I spoke yesterday about going through lists of chemical structures, looking for ones that we might want to keep in our screening libraries and, simultaneously, for the ones that we never want to see again. There's a paper from last year in the Journal of Medicinal Chemistry (47, 4891) that's an embarrassing reminder of just how hard it is to do that consistently.
It's from an effort led by Michael Lajiness at what was then Pharmacia/Upjohn (and is now Pfizer, which might account for the lead author now being at Eli Lilly, if you can follow all that.) They had about 22,000 compounds to sort through to see if they wanted to purchase them for the screening files, so they broke them out into 11 lists of 2000 compounds each. Thirteen medicinal chemists volunteered (or were volunteered, unless I miss my guess) to go over these lists. Eight members of the team reviewed two separate lists, and one wild man reviewed three.
The authors of the paper took a look at the list of rejected compounds from each reviewer, correctly (in my view) believing that this list is more significant than the list of what was accepted. After all, an ugly structure that makes it through may well never hit in an assay, and if it does it'll go through many more layers of scrutiny. A structure that's rejected, though, disappears from the company's screening universe forever. False negatives could have bigger consequences than false positives.

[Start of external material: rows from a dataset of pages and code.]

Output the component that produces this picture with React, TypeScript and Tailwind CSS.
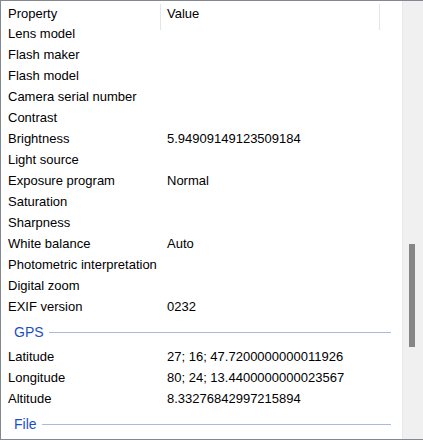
const rows: [string, string][] = [
  ["Lens model", ""],
  ["Flash maker", ""],
  ["Flash model", ""],
  ["Camera serial number", ""],
  ["Contrast", ""],
  ["Brightness", "5.94909149123509184"],
  ["Light source", ""],
  ["Exposure program", "Normal"],
  ["Saturation", ""],
  ["Sharpness", ""],
  ["White balance", "Auto"],
  ["Photometric interpretation", ""],
  ["Digital zoom", ""],
  ["EXIF version", "0232"],
];

const gps: [string, string][] = [
  ["Latitude", "27; 16; 47.7200000000011926"],
  ["Longitude", "80; 24; 13.4400000000023567"],
  ["Altitude", "8.33276842997215894"],
];

function Row({ name, value }: { name: string; value: string }) {
  return (
    <div className="flex h-[21px] items-center leading-[21px]">
      <div className="w-[160px] shrink-0 pl-[7px] whitespace-nowrap">{name}</div>
      <div className="pl-[6px] whitespace-nowrap">{value}</div>
    </div>
  );
}

function Group({ title }: { title: string }) {
  return (
    <div className="flex h-[29px] items-center pl-[13px] pr-[11px] pt-[1px]">
      <span className="text-[14px] text-[#1c4fc4]">{title}</span>
      <div className="ml-[5px] h-px flex-1 bg-[#a7bbe0]" />
    </div>
  );
}

export default function App() {
  return (
    <div
      className="flex h-[440px] w-[423px] overflow-hidden border-t border-l border-b border-[#828790] bg-white text-[13px] text-black"
      style={{ fontFamily: '"Liberation Sans", Arial, sans-serif' }}
    >
      <div className="flex w-[401px] shrink-0 flex-col">
        {/* Header */}
        <div className="flex h-[22px] items-center pt-[3px]">
          <div className="w-[159px] shrink-0 pl-[7px]">Property</div>
          <div className="h-[26px] w-px self-start bg-[#e5e5e5]" />
          <div className="w-[218px] shrink-0 pl-[6px]">Value</div>
          <div className="h-[26px] w-px self-start bg-[#e5e5e5]" />
        </div>

        {rows.map(([n, v]) => (
          <Row key={n} name={n} value={v} />
        ))}

        <Group title="GPS" />
        {gps.map(([n, v]) => (
          <Row key={n} name={n} value={v} />
        ))}
        <Group title="File" />
      </div>

      {/* Scrollbar */}
      <div className="relative flex-1 border-l border-[#e8e8e8] bg-[#f0f0f0]">
        <div className="absolute top-[243px] left-[6px] h-[103px] w-[6px] bg-[#868686]" />
      </div>
    </div>
  );
}
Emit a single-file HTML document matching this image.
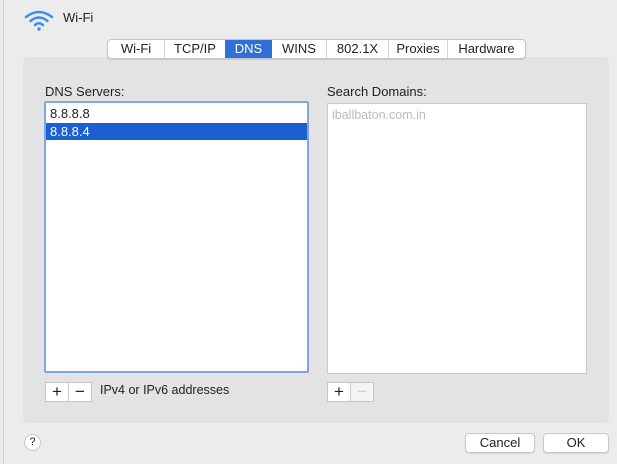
<!DOCTYPE html>
<html><head><style>
body{margin:0;width:617px;height:464px;background:#ececec;font-family:"Liberation Sans",sans-serif;font-size:12px;color:#222;position:relative;overflow:hidden}
.a{position:absolute}
.panel{left:23px;top:57px;width:586px;height:366px;background:#e3e3e3;border-radius:5px}
.tabs{left:107px;top:39px;height:18px;display:flex;border:1px solid #c4c4c4;border-radius:4px;background:#fff;overflow:hidden;box-shadow:0 1px 1px rgba(0,0,0,.12)}
.tabs div{height:18px;line-height:18px;text-align:center;border-left:1px solid #d4d4d4;font-size:13px}
.tabs div:first-child{border-left:none}
.list{background:#fff;border:1px solid #c9c9c9}
.btn{background:#fff;border:1px solid #c8c8c8;border-radius:4px;text-align:center;line-height:18px;font-size:13px;box-shadow:0 1px 1px rgba(0,0,0,.1)}
.pm{display:flex;border:1px solid #c6c6c6;background:#fff;height:18px}
.pm div{width:22px;text-align:center;line-height:17px;font-size:17px}
</style></head><body>
<div class="a" style="left:3px;top:0;width:1px;height:464px;background:#cfcfcf"></div>
<svg class="a" style="left:24px;top:8px" width="30" height="24" viewBox="0 0 30 24"><g fill="none" stroke="#3d8bf0" stroke-width="2.5" stroke-linecap="round"><path d="M2 9 Q15 -1 28 9"/><path d="M6.5 13 Q15 6 23.5 13"/><path d="M11 17 Q15 13.5 19 17"/></g><circle cx="15" cy="21" r="1.7" fill="#3d8bf0"/></svg>
<div class="a" style="left:63px;top:10px;font-size:13px">Wi-Fi</div>
<div class="a panel"></div>
<div class="a tabs">
<div style="width:56px">Wi-Fi</div><div style="width:60px">TCP/IP</div><div style="width:47px;background:#2f6fd8;color:#fff;border-left:none">DNS</div><div style="width:54px;border-left:none">WINS</div><div style="width:61px">802.1X</div><div style="width:58px">Proxies</div><div style="width:77px">Hardware</div>
</div>
<div class="a" style="left:45px;top:84px;font-size:13px">DNS Servers:</div>
<div class="a" style="left:327px;top:84px;font-size:13px">Search Domains:</div>
<div class="a list" style="left:44px;top:101px;width:261px;height:268px;border:2px solid #7ea6e3;border-radius:2px">
<div style="height:18px;line-height:18px;padding-left:4px;margin-top:2px;font-size:13px">8.8.8.8</div>
<div style="height:17px;line-height:17px;padding-left:4px;background:#1b5fd1;color:#fff;font-size:13px">8.8.8.4</div>
</div>
<div class="a list" style="left:327px;top:103px;width:258px;height:269px">
<div style="padding:4px 0 0 4px;color:#bbb;font-size:12.5px">iballbaton.com.in</div>
</div>
<div class="a pm" style="left:45px;top:382px"><div style="border-right:1px solid #ccc">+</div><div>−</div></div>
<div class="a" style="left:100px;top:383px;font-size:12.5px">IPv4 or IPv6 addresses</div>
<div class="a pm" style="left:327px;top:382px"><div style="border-right:1px solid #ccc">+</div><div style="color:#ccc;background:#f4f4f4">−</div></div>
<div class="a" style="left:24px;top:434px;width:15px;height:15px;border-radius:50%;background:#fff;border:1px solid #c6c6c6;text-align:center;line-height:15px;font-size:11px">?</div>
<div class="a btn" style="left:465px;top:433px;width:68px;height:18px">Cancel</div>
<div class="a btn" style="left:543px;top:433px;width:64px;height:18px">OK</div>
</body></html>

So, when more than one chemist went over the same list of 2000 compounds, how similar were their reject lists? Not very! On the average, two medicinal chemists would agree to reject the same compounds only about 23% of the time. (I knew that the overlap wasn't going to be perfect, but that's a lot worse than I was expecting.)
To continue the punishment, the lists had each been, without the knowledge of the reviewers, seeded with the same set of 250 compounds, all of which had been rejected by a previous review. The chemist-to-chemist rejection overlap in this smaller set of potential losers was still only 28%. Not as much of an improvement as you'd hope for. . .
And now the whipped topping and chocolate sprinkles: recall that many of the reviewers did more than one list. That means that they got to see that same group of 250 compounds more than once, in the context of different lists. How did the same people do when they saw the exact same compounds? They only rejected them about 50% of the time, it pains me to report.
It looks as if potential drug leads follow the same rule as Tolstoy's comment in Anna Karenina: Good compounds are all alike, while bad compounds are each bad in their own way. It seems that the Pharmacia reviewers didn't reject many good structures, but they let varying (and inconsistent) numbers of bad ones through (with no particular correlation to their industrial experience, I should add.) The possible reasons advance for this variation include personal bias, inattention (and I wouldn't minimize that factor, not in a list of 2000 compounds), and a general human inability to sort through large complex data sets.
And right at the end, the authors allude to a bigger problem: If this is how consistently our med-chem intuition works, how well does it serve us during drug development? In a research project, there are plenty of decisions to be made about what compounds to make, what structural series to emphasize and which ones to set aside. Just how bad at this are we, really? I'm afraid to find out.